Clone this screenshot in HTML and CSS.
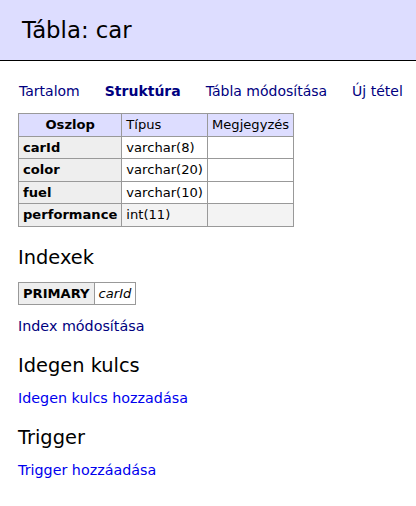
FILE: index.html
```html
<!DOCTYPE html>
<html lang="hu">
<head>
<meta charset="utf-8">
<title>Tábla: car</title>
<link rel="stylesheet" href="styles.css">
</head>
<body>
<h2 class="title">Tábla: car</h2>
<div class="content">
  <nav class="tabs">
    <a class="visited" href="#">Tartalom</a>
    <a class="visited active" href="#">Struktúra</a>
    <a class="visited" href="#">Tábla módosítása</a>
    <a class="visited" href="#">Új tétel</a>
  </nav>
  <table class="grid">
    <thead>
      <tr><th class="head">Oszlop</th><td class="head">Típus</td><td class="head">Megjegyzés</td></tr>
    </thead>
    <tbody>
      <tr><th>carId</th><td>varchar(8)</td><td></td></tr>
      <tr><th>color</th><td>varchar(20)</td><td></td></tr>
      <tr><th>fuel</th><td>varchar(10)</td><td></td></tr>
      <tr class="hover"><th>performance</th><td>int(11)</td><td></td></tr>
    </tbody>
  </table>

  <h3 class="section">Indexek</h3>
  <table class="grid">
    <tbody>
      <tr><th>PRIMARY</th><td><i>carId</i></td></tr>
    </tbody>
  </table>
  <p class="link-line"><a class="visited" href="#">Index módosítása</a></p>

  <h3 class="section">Idegen kulcs</h3>
  <p class="link-line"><a class="fresh" href="#">Idegen kulcs hozzadása</a></p>

  <h3 class="section">Trigger</h3>
  <p class="link-line"><a class="fresh" href="#">Trigger hozzáadása</a></p>
</div>
</body>
</html>
```

FILE: styles.css
```css
body {
  margin: 0;
  font-family: "DejaVu Sans", Verdana, sans-serif;
  font-size: 13px;
  color: #000;
  background: #fff;
  overflow: hidden;
}
a { text-decoration: none; }
a.visited { color: #000080; }
a.fresh { color: #0000ee; }
.title {
  margin: 0;
  background: #ddf;
  border-bottom: 1px solid #000;
  font-size: 22.8px;
  font-weight: normal;
  line-height: 26px;
  padding: 17px 22px;
}
.content { padding: 0 18px; }
.tabs {
  display: flex;
  gap: 25px;
  margin: 22px 0 13px 1px;
  font-size: 14px;
  line-height: 17px;
  white-space: nowrap;
}
.tabs a { flex-shrink: 0; }
.tabs .active { font-weight: bold; }
.grid {
  border-collapse: collapse;
  font-size: 13.1px;
  line-height: 16px;
}
.grid th, .grid td {
  border: 1px solid #999;
  padding: 3px 4px 2.5px 4px;
  text-align: left;
}
.grid th { background: #eee; font-weight: bold; }
.grid td { background: #fff; }
.grid .head { background: #ddf; font-weight: normal; }
.grid th.head { text-align: center; font-weight: bold; }
.grid tr.hover td { background: #f3f3f3; }
.section {
  font-size: 19.4px;
  font-weight: normal;
  line-height: 22px;
  margin: 20px 0 13px;
}
.link-line {
  margin: 13px 0;
  font-size: 14.3px;
  line-height: 17px;
}
```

* [What you will do] Give the data above again in full and unchanged, skipping the pictures.

* [Task result]
Clone this screenshot in HTML and CSS.
FILE: index.html
```html
<!DOCTYPE html>
<html lang="hu">
<head>
<meta charset="utf-8">
<title>Tábla: car</title>
<link rel="stylesheet" href="styles.css">
</head>
<body>
<h2 class="title">Tábla: car</h2>
<div class="content">
  <nav class="tabs">
    <a class="visited" href="#">Tartalom</a>
    <a class="visited active" href="#">Struktúra</a>
    <a class="visited" href="#">Tábla módosítása</a>
    <a class="visited" href="#">Új tétel</a>
  </nav>
  <table class="grid">
    <thead>
      <tr><th class="head">Oszlop</th><td class="head">Típus</td><td class="head">Megjegyzés</td></tr>
    </thead>
    <tbody>
      <tr><th>carId</th><td>varchar(8)</td><td></td></tr>
      <tr><th>color</th><td>varchar(20)</td><td></td></tr>
      <tr><th>fuel</th><td>varchar(10)</td><td></td></tr>
      <tr class="hover"><th>performance</th><td>int(11)</td><td></td></tr>
    </tbody>
  </table>

  <h3 class="section">Indexek</h3>
  <table class="grid">
    <tbody>
      <tr><th>PRIMARY</th><td><i>carId</i></td></tr>
    </tbody>
  </table>
  <p class="link-line"><a class="visited" href="#">Index módosítása</a></p>

  <h3 class="section">Idegen kulcs</h3>
  <p class="link-line"><a class="fresh" href="#">Idegen kulcs hozzadása</a></p>

  <h3 class="section">Trigger</h3>
  <p class="link-line"><a class="fresh" href="#">Trigger hozzáadása</a></p>
</div>
</body>
</html>
```

FILE: styles.css
```css
body {
  margin: 0;
  font-family: "DejaVu Sans", Verdana, sans-serif;
  font-size: 13px;
  color: #000;
  background: #fff;
  overflow: hidden;
}
a { text-decoration: none; }
a.visited { color: #000080; }
a.fresh { color: #0000ee; }
.title {
  margin: 0;
  background: #ddf;
  border-bottom: 1px solid #000;
  font-size: 22.8px;
  font-weight: normal;
  line-height: 26px;
  padding: 17px 22px;
}
.content { padding: 0 18px; }
.tabs {
  display: flex;
  gap: 25px;
  margin: 22px 0 13px 1px;
  font-size: 14px;
  line-height: 17px;
  white-space: nowrap;
}
.tabs a { flex-shrink: 0; }
.tabs .active { font-weight: bold; }
.grid {
  border-collapse: collapse;
  font-size: 13.1px;
  line-height: 16px;
}
.grid th, .grid td {
  border: 1px solid #999;
  padding: 3px 4px 2.5px 4px;
  text-align: left;
}
.grid th { background: #eee; font-weight: bold; }
.grid td { background: #fff; }
.grid .head { background: #ddf; font-weight: normal; }
.grid th.head { text-align: center; font-weight: bold; }
.grid tr.hover td { background: #f3f3f3; }
.section {
  font-size: 19.4px;
  font-weight: normal;
  line-height: 22px;
  margin: 20px 0 13px;
}
.link-line {
  margin: 13px 0;
  font-size: 14.3px;
  line-height: 17px;
}
```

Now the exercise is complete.